Tuttavia, occorre ribadirlo, allarga il cuore e infonde speranza il risveglio di tanti genitori che si sono opposti al tentativo statalista e autoritario di assumere l’impegno dell’educazione – che per me è diseducazione – dei nostri bambini e ragazzi. Anche di questo risveglio Gianfranco Amato ci offre importanti testimonianze.

Molto ci sarebbe da dire su questa pericolosa deriva, ma un aspetto in particolare mi preme sottolineare: ancora una volta siamo di fronte all’ineludibile dilemma dell’uomo che deve scegliere tra «ea, quae Dei sunt», ed «ea, quae hominum» (Mt. 16,23).

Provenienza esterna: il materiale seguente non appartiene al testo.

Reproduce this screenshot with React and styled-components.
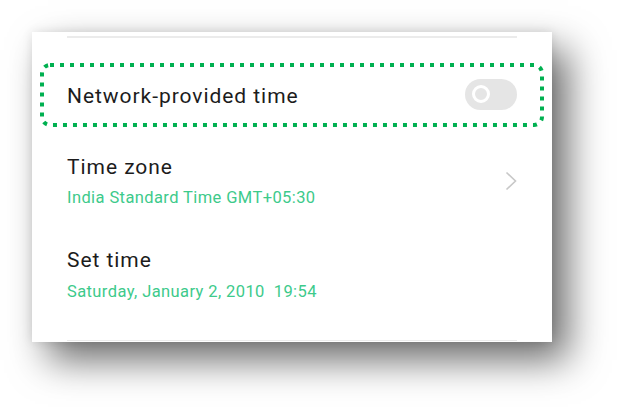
import React from 'react';
import styled, { createGlobalStyle } from 'styled-components';

const GlobalStyle = createGlobalStyle`
  html, body {
    margin: 0;
    padding: 0;
    background: #ffffff;
  }
  body {
    font-family: Roboto, "Noto Sans", "Liberation Sans", sans-serif;
  }
`;

const Page = styled.div`
  width: 617px;
  height: 407px;
  padding: 32px 0 0 32px;
  box-sizing: border-box;
`;

const Card = styled.div`
  width: 520px;
  height: 310px;
  box-sizing: border-box;
  padding: 0 35px;
  background: #ffffff;
  display: flex;
  flex-direction: column;
  box-shadow: 16px 18px 36px rgba(0, 0, 0, 0.58), 0 0 10px rgba(0, 0, 0, 0.1);
`;

const Divider = styled.div`
  height: 1.5px;
  background: #ebebeb;
  margin-top: ${(p) => p.$top}px;
  flex-shrink: 0;
`;

const SwitchRow = styled.div`
  position: relative;
  height: 64px;
  margin: 25px 0 8px;
  display: flex;
  align-items: center;
  justify-content: space-between;
`;

const ListRow = styled.div`
  padding: 20px 0;
  display: flex;
  align-items: center;
  justify-content: space-between;
`;

const Title = styled.div`
  font-size: 21px;
  line-height: 24px;
  letter-spacing: 0.95px;
  color: #1c1c1c;
  padding-top: ${(p) => p.$nudge || 0}px;
`;

const Sub = styled.div`
  font-size: 16.5px;
  line-height: 20px;
  letter-spacing: 0.4px;
  color: #3dca8b;
  margin-top: 9.5px;
  white-space: pre;
`;

const Toggle = styled.div`
  width: 52px;
  height: 31px;
  border-radius: 16px;
  background: #e5e5e5;
  display: flex;
  align-items: center;
  padding-left: 7px;
  box-sizing: border-box;
  margin-top: -1px;
`;

const Knob = styled.div`
  width: 18px;
  height: 18px;
  border-radius: 50%;
  border: 3.5px solid #ffffff;
  box-sizing: border-box;
`;

const Highlight = styled.svg`
  position: absolute;
  left: -27px;
  top: 0;
  pointer-events: none;
`;

const Chevron = () => (
  <svg width="12" height="20" viewBox="0 0 12 20">
    <polyline
      points="1.5,1.5 10.5,10 1.5,18.5"
      fill="none"
      stroke="#c8c8c8"
      strokeWidth="1.6"
    />
  </svg>
);

const rows = [
  { title: 'Time zone', value: 'India Standard Time GMT+05:30', arrow: true },
  { title: 'Set time', value: 'Saturday, January 2, 2010  19:54', arrow: false },
];

const App = () => (
  <Page>
    <GlobalStyle />
    <Card>
      <Divider $top={4} />
      <SwitchRow>
        <Title $nudge={3}>Network-provided time</Title>
        <Toggle>
          <Knob />
        </Toggle>
        <Highlight width="504" height="64" viewBox="0 0 504 64">
          <rect
            x="2"
            y="2"
            width="500"
            height="60"
            rx="8"
            fill="none"
            stroke="#00b050"
            strokeWidth="4"
            strokeDasharray="4 6"
          />
        </Highlight>
      </SwitchRow>
      {rows.map((row) => (
        <ListRow key={row.title}>
          <div>
            <Title>{row.title}</Title>
            <Sub>{row.value}</Sub>
          </div>
          {row.arrow && <Chevron />}
        </ListRow>
      ))}
      <Divider $top={18} />
    </Card>
  </Page>
);

export default App;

Nella storia della Chiesa, in ogni generazione, è sempre presente questa grande sfida. È più importante pensare secondo la scienza, la tecnica, la politica o piuttosto secondo la fede?

Se si arriva a ritenere, come storicamente è stato fatto, che la scienza, la tecnica e la politica siano le espressioni autentiche della razionalità umana, la conseguenza non potrà essere che la riduzione della fede a puro sentimento, a qualcosa che si sente, si prova, assolutamente estranea alla ragione e alla vita.

Dobbiamo renderci conto che noi siamo costantemente dentro questa sfida; come Chiesa nel suo complesso, ma anche all’interno di ogni esperienza cristiana che viviamo.

«È la fede che giudica il mondo o il mondo che giudica la fede?», mi disse il grande intellettuale cattolico Jean Guitton, il quale – basandosi su questa “formula” – ha scritto il bellissimo libro Il Cristo dilacerato. Storia delle eresie e dei Concili.

Gli uomini di Chiesa, anche se non sono intellettuali, devono avvertire sulle loro spalle la responsabilità di rispondere a questa domanda che viene loro gridata dalla gente che incontrano tutti i giorni.

Gli uomini di Chiesa non possono permettersi il lusso di giudicare indifferentemente in un modo o nell’altro. Se poi decideranno di usare i criteri del mondo per giudicare la fede, diventerà per loro apparentemente più facile e tranquillo vivere, ma a quale prezzo? Essi devono avvertire sulle loro spalle il peso della domanda: «ha ragione l’ideologia o ha ragione la fede?».

Don Giussani, seguendo la grande tradizione cristiana – proprio mentre veniva fatta passare l’idea che ormai aveva vinto l’ideologia e che si doveva salvare il salvabile – ha sempre ribadito che era la fede a dover giudicare il mondo.

Ciò che dà dignità alla vita e al lavoro umano è partecipare alla missione della Chiesa, rispondere alle domande vere che l’umanità ha su di essa, dimostrare a questa umanità la forza di un amore che sa farsi carico degli uomini e, senza giudicarli, li rimette di fronte ogni volta all’annunzio della fede perché, se lo vogliono, possano aderirvi.

Non possiamo però esimerci dalla responsabilità di giudicare le culture che non nascono dalla fede, perché sono sempre – poco o tanto – riduttive dell’uomo e della sua umanità, e spesso addirittura negatrici sia dell’uno che dell’altra.

Mons. Eugenio Corecco, Vescovo di Lugano, poco prima di morire, disse a don Giussani: «Il tempo si è fatto breve». Lo diceva rispetto alla fine della sua esistenza terrena, ma don Giussani decise di dedicare gli esercizi spirituali della Fraternità di Comunione e Liberazione proprio a questo tema. Terminata la visita a Mons. Corecco, infatti, don Giussani mi disse: «il tempo si è fatto breve veramente. Utilizziamo il tempo per vivere quello che il Signore ci ha fatto incontrare, per comprenderlo sempre di più e per comunicarlo. Per questo vale la pena dare la vita».

Se non viviamo la vita con la consapevolezza che il tempo si è fatto breve, non la viviamo secondo la profondità della fede.

Non bisogna perdere il tempo, non bisogna inventarsi cose che non abbiano il rigore e la chiarezza dell’Annuncio cristiano, non bisogna farsi «sballottare dalle onde e portare qua e là da qualsiasi vento di dottrina» (Ef. 4,14), non bisogna arretrare pavidi di fronte al potere, non bisogna rassegnarsi alla “inevitabile sconfitta”, non bisogna essere complici della congiura del silenzio, non bisogna assecondare con l’omissione il tentativo di introdurre un’antropologia contraria alla natura umana, non bisogna tacere di fronte all’apparente trionfo della Menzogna.

E’ questo, invece, il tempo in cui con coraggio occorre sfidare a viso aperto il volto totalitario della nuova «dittatura del pensiero unico», nella certezza che ci è stata dimostrata dalla storia, anche recente, dell’umanità: la fede ha sempre vinto nella sfida contro l’ideologia.